Le pape de la géopolitique que fut, paraît-il, Kissinger, s’est en effet, à ce sujet au moins, lourdement trompé. Lorsqu’au début des années 1970, il poussait Nixon à se rapprocher de la Chine pour abattre l’URSS, Kissinger pariait sur l’émergence d’une Chine pacifique, amie des Américains, et pôle stabilisateur de la géopolitique du XXIe siècle. Dans le premier communiqué de Shanghai de février 1972, les Américains affirmaient qu’ils ne pouvaient qu’accepter le principe de la Chine unique, car les Chinois, « des deux côtés du détroit », affirmaient qu’il n’existait qu’une seule Chine.
Il faut bien constater aujourd’hui que cette analyse a pris un sérieux coup de vieux. A l’heure de l’identité choisie, les habitants de la République de Chine en ont décidé autrement : dorénavant, ils ne seront plus Chinois, mais Taïwanais. Loin de l’étouffante collectivité chinoise, Taiwan s’invente une identité sur-mesure, faite de démocratie, de nouvelles technologies, de libre-échange et de mariage pour tous[3]. Un esprit chagrin pourrait même se demander ce qu’il y a de spécifiquement taïwanais dans ce cocktail au goût furieusement californien.
… et déshabille Xi Jinping
Les Taïwanais ont donc décidé d’être Taïwanais, mais il faudrait faire comme s’ils étaient encore Chinois, car la susceptibilité chinoise veille. Plus les Chinois sont puissants, moins ils supportent la contradiction. Plus ils émergent, plus il semble facile de les « humilier ». C’est leur talon d’Achille et c’est ce qu’a compris Donald Trump qui, faux naïf, nous montre ce que nous aurions tous dû voir : sur la question taïwanaise, l’empereur du Milieu est nu. Il ne s’agit certes pas pour Donald Trump de remettre en cause de façon radicale la politique de la Chine unique, en place depuis quarante ans. Mais de montrer aux Chinois que ce qui pour Pékin est un dogme sacré[4]n’est qu’un choix politique pour Washington, qui peut être remis en cause si les intérêts américains l’exigent.
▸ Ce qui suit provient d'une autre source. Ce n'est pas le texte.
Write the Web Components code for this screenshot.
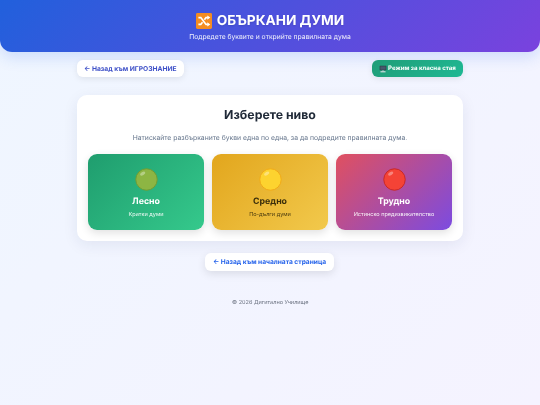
<!DOCTYPE html>
<html lang="bg">
<head>
<meta charset="utf-8">
<title>Объркани думи</title>
<style>
  html, body { margin: 0; height: 100%; }
  body {
    min-height: 405px;
    overflow: hidden;
    background: linear-gradient(135deg, #eff6ff 0%, #f5f3ff 100%);
    font-family: Inter, "Liberation Sans", sans-serif;
    text-rendering: geometricPrecision;
    color: #1f2937;
  }
</style>
</head>
<body>
<game-header>
  <span slot="title">ОБЪРКАНИ ДУМИ</span>
  Подредете буквите и открийте правилната дума
</game-header>

<page-main>
  <top-nav>
    <pill-link slot="left" tone="indigo">← Назад към ИГРОЗНАНИЕ</pill-link>
    <pill-link slot="right" tone="teal"><monitor-icon></monitor-icon> Режим за класна стая</pill-link>
  </top-nav>

  <level-panel>
    <span slot="title">Изберете ниво</span>
    <span slot="desc">Натискайте разбърканите букви една по една, за да подредите правилната дума.</span>
    <level-card kind="easy" name="Лесно" note="Кратки думи"></level-card>
    <level-card kind="medium" name="Средно" note="По-дълги думи"></level-card>
    <level-card kind="hard" name="Трудно" note="Истинско предизвикателство"></level-card>
  </level-panel>

  <pill-link tone="blue" large>← Назад към началната страница</pill-link>
  <page-footer>© 2026 Дигитално Училище</page-footer>
</page-main>

<script>
class GameHeader extends HTMLElement {
  constructor() {
    super();
    this.attachShadow({ mode: "open" });
  }
  connectedCallback() {
    this.shadowRoot.innerHTML = `
      <style>
        :host {
          display: flex;
          flex-direction: column;
          align-items: center;
          box-sizing: border-box;
          height: 52px;
          padding-top: 11.5px;
          color: #fff;
          background: linear-gradient(135deg, #2160dc 0%, #7a42de 100%);
          border-radius: 0 0 12px 12px;
          box-shadow: 0 5px 15px rgba(37,99,235,0.18);
          will-change: transform;
        }
        h1 {
          display: flex;
          align-items: center;
          gap: 5px;
          margin: 0;
          font-size: 13.7px;
          line-height: 18px;
          font-weight: 700;
          text-shadow: 0 1px 2px rgba(0,0,0,0.12);
        }
        svg { width: 16px; height: 16px; display: block; }
        p { margin: 2.5px 0 0; font-size: 6.75px; line-height: 9px; opacity: .92; }
      </style>
      <h1>
        <svg viewBox="0 0 16 16">
          <rect width="16" height="16" rx="1.4" fill="#f48c22"/>
          <path d="M2.4 4.6h2.4l5.2 6.8h1.8M2.4 11.4h2.4l1.7-2.2M8.4 6.8l1.6-2.2h1.8" fill="none" stroke="#fff" stroke-width="1.7"/>
          <path d="M11.3 2.4l3 2.2-3 2.2zM11.3 9.2l3 2.2-3 2.2z" fill="#fff"/>
        </svg>
        <slot name="title"></slot>
      </h1>
      <p><slot></slot></p>
    `;
  }
}

class PageMain extends HTMLElement {
  constructor() {
    super();
    this.attachShadow({ mode: "open" });
  }
  connectedCallback() {
    this.shadowRoot.innerHTML = `
      <style>
        :host {
          display: flex;
          flex-direction: column;
          align-items: center;
          width: 386px;
          margin: 0 auto;
          padding-top: 8px;
        }
      </style>
      <slot></slot>
    `;
  }
}

class TopNav extends HTMLElement {
  constructor() {
    super();
    this.attachShadow({ mode: "open" });
  }
  connectedCallback() {
    this.shadowRoot.innerHTML = `
      <style>
        :host {
          display: flex;
          justify-content: space-between;
          align-self: stretch;
          margin-bottom: 18px;
        }
      </style>
      <slot name="left"></slot>
      <slot name="right"></slot>
    `;
  }
}

class PillLink extends HTMLElement {
  constructor() {
    super();
    this.attachShadow({ mode: "open" });
  }
  connectedCallback() {
    this.shadowRoot.innerHTML = `
      <style>
        :host {
          display: inline-flex;
          align-items: center;
          gap: 1px;
          box-sizing: border-box;
          height: 17px;
          padding: 0 7px;
          border-radius: 6px;
          font-size: 6.7px;
          font-weight: 700;
          white-space: nowrap;
          background: #fff;
          box-shadow: 0 2px 6px rgba(0,0,0,0.08);
          will-change: transform;
        }
        :host([tone="indigo"]) { color: #3f51c8; }
        :host([tone="teal"]) {
          color: #fff;
          font-size: 6.1px;
          background: linear-gradient(135deg, #1f9d77, #1fb893);
        }
        :host([tone="blue"]) { color: #2563eb; }
        :host([large]) {
          height: 18px;
          margin-top: 12px;
          padding: 0 8px;
          font-size: 6.6px;
          box-shadow: 0 3px 9px rgba(0,0,0,0.1);
        }
      </style>
      <slot></slot>
    `;
  }
}

class MonitorIcon extends HTMLElement {
  constructor() {
    super();
    this.attachShadow({ mode: "open" });
  }
  connectedCallback() {
    this.shadowRoot.innerHTML = `
      <style>
        :host { display: inline-flex; }
        svg { width: 8px; height: 8px; display: block; }
      </style>
      <svg viewBox="0 0 12 12">
        <rect x="1" y="1" width="10" height="7" rx=".6" fill="#2f3a48"/>
        <rect x="2" y="2" width="8" height="5" fill="#46586c"/>
        <rect x="4.8" y="8" width="2.4" height="1.4" fill="#a8b2bc"/>
        <rect x="2.2" y="9.4" width="7.6" height="1.6" fill="#dfe4e8"/>
      </svg>
    `;
  }
}

class LevelPanel extends HTMLElement {
  constructor() {
    super();
    this.attachShadow({ mode: "open" });
  }
  connectedCallback() {
    this.shadowRoot.innerHTML = `
      <style>
        :host {
          display: flex;
          flex-direction: column;
          align-self: stretch;
          box-sizing: border-box;
          height: 146px;
          padding: 9.5px 11px 11px;
          background: #fff;
          border-radius: 10px;
          box-shadow: 0 4px 15px rgba(30,41,90,0.08);
          will-change: transform;
        }
        h2 {
          margin: 0;
          font-size: 12.3px;
          line-height: 19px;
          font-weight: 700;
          text-align: center;
          color: #1f2937;
        }
        p {
          margin: 9px 0 0;
          font-size: 6.8px;
          line-height: 9px;
          text-align: center;
          color: #64748b;
        }
        .grid {
          display: grid;
          grid-template-columns: repeat(3, 1fr);
          gap: 8px;
          margin-top: 12.5px;
        }
      </style>
      <h2><slot name="title"></slot></h2>
      <p><slot name="desc"></slot></p>
      <div class="grid"><slot></slot></div>
    `;
  }
}

class LevelCard extends HTMLElement {
  constructor() {
    super();
    this.attachShadow({ mode: "open" });
  }
  connectedCallback() {
    const dots = {
      easy: ["#8db543", "#6f9c33"],
      medium: ["#fdd32f", "#f0a818"],
      hard: ["#f44336", "#c62828"]
    };
    const [fill, edge] = dots[this.getAttribute("kind")];
    this.shadowRoot.innerHTML = `
      <style>
        :host {
          display: flex;
          flex-direction: column;
          align-items: center;
          box-sizing: border-box;
          height: 76px;
          padding-top: 14px;
          border-radius: 9px;
          color: #fff;
          box-shadow: 0 3px 9px rgba(0,0,0,0.12);
        }
        :host([kind="easy"]) { background: linear-gradient(135deg, #1f9d6e, #35c98c); }
        :host([kind="medium"]) { background: linear-gradient(135deg, #e2a61d, #f2c94c); color: #3b2f0b; }
        :host([kind="hard"]) { background: linear-gradient(135deg, #e0505f, #7c4be0); }
        svg { width: 23px; height: 23px; display: block; }
        strong { margin-top: 4px; font-size: 8.8px; line-height: 13px; font-weight: 700; }
        span { margin-top: 2.5px; font-size: 5.55px; line-height: 8px; opacity: .92; }
      </style>
      <svg viewBox="0 0 24 24">
        <circle cx="12" cy="12" r="11.2" fill="${fill}" stroke="${edge}" stroke-width="1"/>
        <ellipse cx="8" cy="5.8" rx="3" ry="1.7" fill="#fff" opacity=".35" transform="rotate(-30 8 5.8)"/>
      </svg>
      <strong>${this.getAttribute("name")}</strong>
      <span>${this.getAttribute("note")}</span>
    `;
  }
}

class PageFooter extends HTMLElement {
  constructor() {
    super();
    this.attachShadow({ mode: "open" });
  }
  connectedCallback() {
    this.shadowRoot.innerHTML = `
      <style>
        :host {
          display: block;
          margin-top: 28px;
          font-size: 5.55px;
          line-height: 8px;
          color: #6b7280;
          will-change: transform;
        }
      </style>
      <slot></slot>
    `;
  }
}

customElements.define("game-header", GameHeader);
customElements.define("page-main", PageMain);
customElements.define("top-nav", TopNav);
customElements.define("pill-link", PillLink);
customElements.define("monitor-icon", MonitorIcon);
customElements.define("level-panel", LevelPanel);
customElements.define("level-card", LevelCard);
customElements.define("page-footer", PageFooter);
</script>
</body>
</html>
Ainsi Trump arrivera les mains pleines lors des négociations à venir avec Pékin, notamment sur les questions commerciales.
Lors d’une rencontre avec une délégation du Kuomintang début novembre, Xi Jinping a déclaré qu’une déclaration d’indépendance de Taïwan (rappelons que Taïwan est aujourd’hui de facto indépendant), si elle n’était pas contrée vigoureusement par le parti, signifierait la fin du régime communiste à Pékin, du fait du nationalisme exacerbé du peuple chinois. De fait, en Chine, la majorité de la population, bercée par une propagande de tous les instants, est sans doute persuadée que Taïwan appartient « vraiment » à la Chine, sans faire la distinction entre la norme imposée par le pouvoir et la réalité gênante que cette norme occulte. C’est cette distinction que ce lourdaud de Trump a révélé aux yeux du monde, en prenant le risque calculé d’une réaction dangereuse de Pékin. Comme l’écrit Sun Tzu, « la possibilité de vaincre l’ennemi est fournie par l’ennemi lui-même. »
[1] On trouvera sur le site Danwei une cartographie amusante des nombreux pays qui ont régulièrement « heurté les sentiments du peuple chinois ».
[2] Il faut admettre cependant que ces dernières années, l’administration Obama avait précautionneusement commencé à offrir plus de visibilité à Taiwan (pays que les Américains se sont en outre engagés à défendre dans le cadre du Taiwan Relations Act »), dans un contexte où le révisionnisme géopolitique chinois est de plus en plus prégnant, notamment dans la région. Le coup de fil de Tsai à Trump, contrairement à ce que voudrait nous faire croire la diplomatie américaine n’a donc pas retenti aux oreilles chinoises comme un coup de tonnerre dans un ciel serein.
[3] Mais l’identité étant de nos jours choisie, elle est par définition instable, et on ne peut exclure qu’un mouvement « populiste » prochinois ne balaye un jour la scène politique taïwanaise et ses dirigeants actuels, sympathiquement pro-occidentaux.
[4] Selon la Constitution chinoise, Taiwan fait partie du « territoire sacré » de la patrie, et lutter pour l’unification complète de la patrie est la grande cause à laquelle il est du « devoir sacré » de tous les citoyens chinois, y compris les citoyens taïwanais, de participer. Il s’agit des deux seules occurrences du mot « sacré », qui concernent toutes deux Taïwan, dans la constitution d’un état formellement athée.